SIVA SF
- Company type: State Enterprise
- Founded: 1968
- Headquarters: Trondheim, Norway
- Area served: Norway
- Key people: Erik Haugane (CEO) Åslaug Haga (chair) Peter Arbo (vice chair)
- Revenue: NOK 60 million (2005)
- Number of employees: 32 (2007)
- Parent: Norwegian Ministry of Trade and Industry
- Website: www.siva.no

= Industrial Development Corporation of Norway =

Norwegian government development investment enterprise

The Industrial Development Corporation of Norway or SIVA (Selskapet for industrivekst) is a Norwegian state enterprise responsible for government investment in incubators, science parks, industrial parks and real estate through partial ownership of other companies. The ultimate goal is to stimulate economic growth, through strengthening Norway's capacity related to innovation and creativity.

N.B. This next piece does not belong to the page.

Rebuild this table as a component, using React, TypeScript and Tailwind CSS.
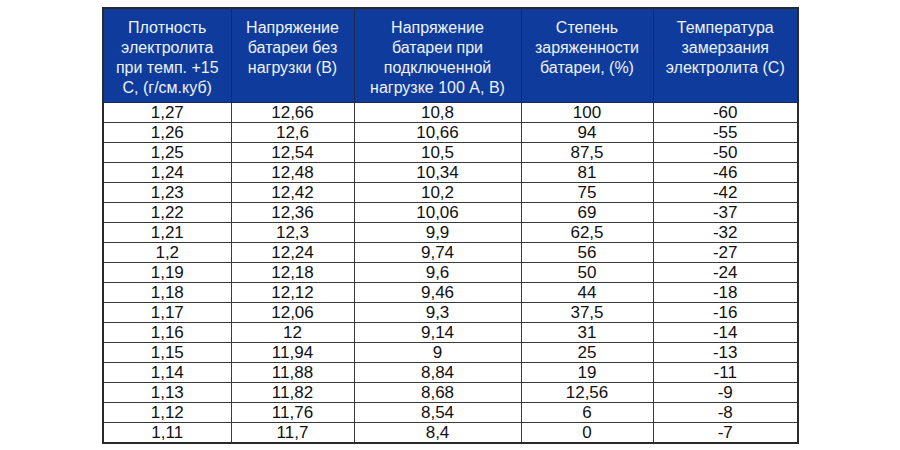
import React from "react";

const rows: string[][] = [
  ["1,27", "12,66", "10,8", "100", "-60"],
  ["1,26", "12,6", "10,66", "94", "-55"],
  ["1,25", "12,54", "10,5", "87,5", "-50"],
  ["1,24", "12,48", "10,34", "81", "-46"],
  ["1,23", "12,42", "10,2", "75", "-42"],
  ["1,22", "12,36", "10,06", "69", "-37"],
  ["1,21", "12,3", "9,9", "62,5", "-32"],
  ["1,2", "12,24", "9,74", "56", "-27"],
  ["1,19", "12,18", "9,6", "50", "-24"],
  ["1,18", "12,12", "9,46", "44", "-18"],
  ["1,17", "12,06", "9,3", "37,5", "-16"],
  ["1,16", "12", "9,14", "31", "-14"],
  ["1,15", "11,94", "9", "25", "-13"],
  ["1,14", "11,88", "8,84", "19", "-11"],
  ["1,13", "11,82", "8,68", "12,56", "-9"],
  ["1,12", "11,76", "8,54", "6", "-8"],
  ["1,11", "11,7", "8,4", "0", "-7"],
];

const headers: string[][] = [
  ["Плотность", "электролита", "при темп. +15", "С, (г/см.куб)"],
  ["Напряжение", "батареи без", "нагрузки (В)"],
  ["Напряжение", "батареи при", "подключенной", "нагрузке 100 А, В)"],
  ["Степень", "заряженности", "батареи, (%)"],
  ["Температура", "замерзания", "электролита (С)"],
];

export default function App() {
  return (
    <div className="w-[900px] h-[450px] bg-white pt-[7px]" style={{ fontFamily: '"Liberation Sans", Arial, sans-serif' }}>
      <table className="ml-[102px] w-[695px] table-fixed border-collapse border-2 border-[#2a2a2a]">
        <colgroup>
          <col className="w-[128px]" />
          <col className="w-[123px]" />
          <col className="w-[167px]" />
          <col className="w-[132px]" />
          <col className="w-[145px]" />
        </colgroup>
        <thead>
          <tr className="h-[94px] bg-[#0f3c9c]">
            {headers.map((h, i) => (
              <th
                key={i}
                className="align-top pt-[9px] px-1 text-[16px] leading-[20px] font-normal text-[#eef2fb] text-center border border-[#1b2a4f]"
              >
                {h.map((line, j) => (
                  <div key={j} className="whitespace-nowrap">{line}</div>
                ))}
              </th>
            ))}
          </tr>
        </thead>
        <tbody>
          {rows.map((r, i) => (
            <tr key={i} className="h-[20px]">
              {r.map((c, j) => (
                <td
                  key={j}
                  className="p-0 pt-[1px] text-center text-[17px] leading-[18px] text-[#111] border border-[#3a3a3a]"
                >
                  {c}
                </td>
              ))}
            </tr>
          ))}
        </tbody>
      </table>
    </div>
  );
}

SIVA is based in Trondheim, where it employs almost 40 people. Through its investments there are about 8,000 employees in total. Investments include 46 industry and business parks in Norway, one in Russia, one in Latvia and two in Lithuania. It also holds partial ownership of 15 science- and 10 research parks, 20 incubators, 45 business gardens, 12 venture capital institutions and 4 research and development companies. SIVA cooperates closely with the Research Council of Norway and Innovation Norway.